Spawning from https://github.com/element-hq/synapse/pull/18870
### Testing strategy
1. Run Synapse normally and with `daemonize: true`: `poetry run
synapse_homeserver --config-path homeserver.yaml`
1. Execute some requests
1. Shutdown the server
1. Look for any bad log entries in your homeserver logs:
- `Expected logging context sentinel but found main`
- `Expected logging context main was lost`
- `Expected previous context`
- `utime went backwards!`/`stime went backwards!`
- `Called stop on logcontext POST-0 without recording a start rusage`
- `Background process re-entered without a proc`
Twisted trial tests:
1. Run full Twisted trial test suite.
1. Check the logs for `Test starting with non-sentinel logging context ...`
Spawning from https://github.com/element-hq/synapse/pull/18871
[This change](6ce2f3e59d)
was originally used to fix CPU time going backwards when we `daemonize`.

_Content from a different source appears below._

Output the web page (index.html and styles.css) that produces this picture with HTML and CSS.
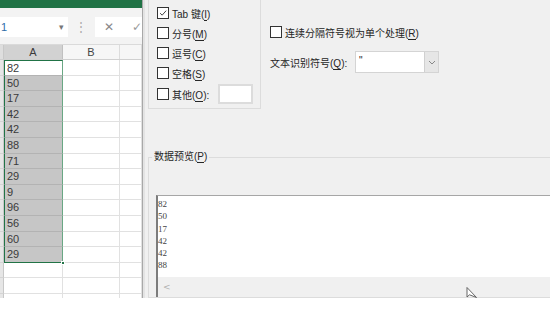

While, we don't seem to run into this problem on `develop`, I still
think this is a good change to make. We don't need background tasks
running on a process that will soon be forcefully exited and where the
reactor isn't even running yet. We now kick off the background tasks
(`run_as_background_process`) after we have forked the process and
started the reactor.
Also as simple note, we don't need background tasks running in both halves of a fork.